◆ What you have to do
Copy every line, leaving nothing out and adding nothing.

◆ Source excerpt
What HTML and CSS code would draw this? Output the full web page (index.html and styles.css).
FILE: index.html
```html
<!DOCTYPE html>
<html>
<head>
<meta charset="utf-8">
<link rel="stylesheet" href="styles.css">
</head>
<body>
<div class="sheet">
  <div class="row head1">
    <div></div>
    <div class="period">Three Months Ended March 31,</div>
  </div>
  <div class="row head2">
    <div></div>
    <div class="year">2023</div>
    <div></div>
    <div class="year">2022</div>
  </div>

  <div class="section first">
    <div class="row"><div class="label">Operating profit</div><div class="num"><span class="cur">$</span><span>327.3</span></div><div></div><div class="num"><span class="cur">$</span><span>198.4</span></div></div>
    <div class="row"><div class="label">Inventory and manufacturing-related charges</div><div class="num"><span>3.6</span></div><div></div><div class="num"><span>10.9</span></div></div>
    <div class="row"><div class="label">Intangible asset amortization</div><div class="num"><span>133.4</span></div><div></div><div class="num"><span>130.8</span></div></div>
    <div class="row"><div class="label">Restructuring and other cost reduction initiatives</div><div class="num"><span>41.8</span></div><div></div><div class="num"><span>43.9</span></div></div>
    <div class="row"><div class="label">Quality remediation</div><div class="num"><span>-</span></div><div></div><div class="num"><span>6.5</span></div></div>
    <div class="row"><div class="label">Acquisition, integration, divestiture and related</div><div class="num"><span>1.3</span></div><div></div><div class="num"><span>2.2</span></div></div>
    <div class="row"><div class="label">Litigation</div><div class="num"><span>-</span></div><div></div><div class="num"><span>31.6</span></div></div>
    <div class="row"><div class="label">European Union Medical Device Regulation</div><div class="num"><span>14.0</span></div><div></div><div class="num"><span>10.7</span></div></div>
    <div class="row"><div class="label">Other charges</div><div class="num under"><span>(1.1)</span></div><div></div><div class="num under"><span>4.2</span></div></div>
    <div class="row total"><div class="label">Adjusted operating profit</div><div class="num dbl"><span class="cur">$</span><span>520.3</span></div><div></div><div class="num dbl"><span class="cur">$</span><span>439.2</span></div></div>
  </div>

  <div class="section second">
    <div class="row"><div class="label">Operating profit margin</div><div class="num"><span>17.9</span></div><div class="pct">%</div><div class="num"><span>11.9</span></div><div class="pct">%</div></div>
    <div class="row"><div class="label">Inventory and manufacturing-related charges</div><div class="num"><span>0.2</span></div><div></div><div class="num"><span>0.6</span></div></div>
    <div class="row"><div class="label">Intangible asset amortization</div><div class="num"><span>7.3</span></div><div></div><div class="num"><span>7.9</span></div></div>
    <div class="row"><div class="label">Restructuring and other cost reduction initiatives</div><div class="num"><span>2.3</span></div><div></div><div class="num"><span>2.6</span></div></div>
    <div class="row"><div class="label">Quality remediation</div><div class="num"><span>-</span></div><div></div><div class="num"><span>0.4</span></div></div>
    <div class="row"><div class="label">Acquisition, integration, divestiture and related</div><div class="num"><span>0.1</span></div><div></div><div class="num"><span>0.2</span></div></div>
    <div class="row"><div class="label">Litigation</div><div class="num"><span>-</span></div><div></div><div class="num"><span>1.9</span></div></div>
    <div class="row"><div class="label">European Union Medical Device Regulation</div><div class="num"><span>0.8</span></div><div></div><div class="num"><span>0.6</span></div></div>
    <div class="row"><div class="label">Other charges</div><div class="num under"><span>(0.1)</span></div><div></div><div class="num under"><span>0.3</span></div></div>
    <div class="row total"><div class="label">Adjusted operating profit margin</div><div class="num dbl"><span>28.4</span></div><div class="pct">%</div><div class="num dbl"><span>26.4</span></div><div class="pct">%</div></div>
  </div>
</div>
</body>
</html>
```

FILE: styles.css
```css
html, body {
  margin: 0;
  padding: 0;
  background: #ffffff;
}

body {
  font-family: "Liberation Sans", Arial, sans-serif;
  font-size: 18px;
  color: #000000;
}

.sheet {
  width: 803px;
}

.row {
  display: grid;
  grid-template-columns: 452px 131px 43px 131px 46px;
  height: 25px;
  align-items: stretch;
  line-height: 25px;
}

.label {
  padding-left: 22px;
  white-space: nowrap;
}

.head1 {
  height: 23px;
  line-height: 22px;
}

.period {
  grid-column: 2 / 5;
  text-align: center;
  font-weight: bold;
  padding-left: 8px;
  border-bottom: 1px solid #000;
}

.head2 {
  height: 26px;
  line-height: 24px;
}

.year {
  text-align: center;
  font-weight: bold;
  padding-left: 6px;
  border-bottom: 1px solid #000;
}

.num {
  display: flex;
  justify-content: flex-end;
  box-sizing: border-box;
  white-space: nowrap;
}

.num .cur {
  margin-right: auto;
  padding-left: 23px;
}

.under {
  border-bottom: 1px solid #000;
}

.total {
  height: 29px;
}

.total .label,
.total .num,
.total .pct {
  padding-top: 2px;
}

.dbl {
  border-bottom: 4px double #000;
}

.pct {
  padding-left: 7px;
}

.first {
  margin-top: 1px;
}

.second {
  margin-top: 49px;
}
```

◆ Task output
What HTML and CSS code would draw this? Output the full web page (index.html and styles.css).
FILE: index.html
```html
<!DOCTYPE html>
<html>
<head>
<meta charset="utf-8">
<link rel="stylesheet" href="styles.css">
</head>
<body>
<div class="sheet">
  <div class="row head1">
    <div></div>
    <div class="period">Three Months Ended March 31,</div>
  </div>
  <div class="row head2">
    <div></div>
    <div class="year">2023</div>
    <div></div>
    <div class="year">2022</div>
  </div>

  <div class="section first">
    <div class="row"><div class="label">Operating profit</div><div class="num"><span class="cur">$</span><span>327.3</span></div><div></div><div class="num"><span class="cur">$</span><span>198.4</span></div></div>
    <div class="row"><div class="label">Inventory and manufacturing-related charges</div><div class="num"><span>3.6</span></div><div></div><div class="num"><span>10.9</span></div></div>
    <div class="row"><div class="label">Intangible asset amortization</div><div class="num"><span>133.4</span></div><div></div><div class="num"><span>130.8</span></div></div>
    <div class="row"><div class="label">Restructuring and other cost reduction initiatives</div><div class="num"><span>41.8</span></div><div></div><div class="num"><span>43.9</span></div></div>
    <div class="row"><div class="label">Quality remediation</div><div class="num"><span>-</span></div><div></div><div class="num"><span>6.5</span></div></div>
    <div class="row"><div class="label">Acquisition, integration, divestiture and related</div><div class="num"><span>1.3</span></div><div></div><div class="num"><span>2.2</span></div></div>
    <div class="row"><div class="label">Litigation</div><div class="num"><span>-</span></div><div></div><div class="num"><span>31.6</span></div></div>
    <div class="row"><div class="label">European Union Medical Device Regulation</div><div class="num"><span>14.0</span></div><div></div><div class="num"><span>10.7</span></div></div>
    <div class="row"><div class="label">Other charges</div><div class="num under"><span>(1.1)</span></div><div></div><div class="num under"><span>4.2</span></div></div>
    <div class="row total"><div class="label">Adjusted operating profit</div><div class="num dbl"><span class="cur">$</span><span>520.3</span></div><div></div><div class="num dbl"><span class="cur">$</span><span>439.2</span></div></div>
  </div>

  <div class="section second">
    <div class="row"><div class="label">Operating profit margin</div><div class="num"><span>17.9</span></div><div class="pct">%</div><div class="num"><span>11.9</span></div><div class="pct">%</div></div>
    <div class="row"><div class="label">Inventory and manufacturing-related charges</div><div class="num"><span>0.2</span></div><div></div><div class="num"><span>0.6</span></div></div>
    <div class="row"><div class="label">Intangible asset amortization</div><div class="num"><span>7.3</span></div><div></div><div class="num"><span>7.9</span></div></div>
    <div class="row"><div class="label">Restructuring and other cost reduction initiatives</div><div class="num"><span>2.3</span></div><div></div><div class="num"><span>2.6</span></div></div>
    <div class="row"><div class="label">Quality remediation</div><div class="num"><span>-</span></div><div></div><div class="num"><span>0.4</span></div></div>
    <div class="row"><div class="label">Acquisition, integration, divestiture and related</div><div class="num"><span>0.1</span></div><div></div><div class="num"><span>0.2</span></div></div>
    <div class="row"><div class="label">Litigation</div><div class="num"><span>-</span></div><div></div><div class="num"><span>1.9</span></div></div>
    <div class="row"><div class="label">European Union Medical Device Regulation</div><div class="num"><span>0.8</span></div><div></div><div class="num"><span>0.6</span></div></div>
    <div class="row"><div class="label">Other charges</div><div class="num under"><span>(0.1)</span></div><div></div><div class="num under"><span>0.3</span></div></div>
    <div class="row total"><div class="label">Adjusted operating profit margin</div><div class="num dbl"><span>28.4</span></div><div class="pct">%</div><div class="num dbl"><span>26.4</span></div><div class="pct">%</div></div>
  </div>
</div>
</body>
</html>
```

FILE: styles.css
```css
html, body {
  margin: 0;
  padding: 0;
  background: #ffffff;
}

body {
  font-family: "Liberation Sans", Arial, sans-serif;
  font-size: 18px;
  color: #000000;
}

.sheet {
  width: 803px;
}

.row {
  display: grid;
  grid-template-columns: 452px 131px 43px 131px 46px;
  height: 25px;
  align-items: stretch;
  line-height: 25px;
}

.label {
  padding-left: 22px;
  white-space: nowrap;
}

.head1 {
  height: 23px;
  line-height: 22px;
}

.period {
  grid-column: 2 / 5;
  text-align: center;
  font-weight: bold;
  padding-left: 8px;
  border-bottom: 1px solid #000;
}

.head2 {
  height: 26px;
  line-height: 24px;
}

.year {
  text-align: center;
  font-weight: bold;
  padding-left: 6px;
  border-bottom: 1px solid #000;
}

.num {
  display: flex;
  justify-content: flex-end;
  box-sizing: border-box;
  white-space: nowrap;
}

.num .cur {
  margin-right: auto;
  padding-left: 23px;
}

.under {
  border-bottom: 1px solid #000;
}

.total {
  height: 29px;
}

.total .label,
.total .num,
.total .pct {
  padding-top: 2px;
}

.dbl {
  border-bottom: 4px double #000;
}

.pct {
  padding-left: 7px;
}

.first {
  margin-top: 1px;
}

.second {
  margin-top: 49px;
}
```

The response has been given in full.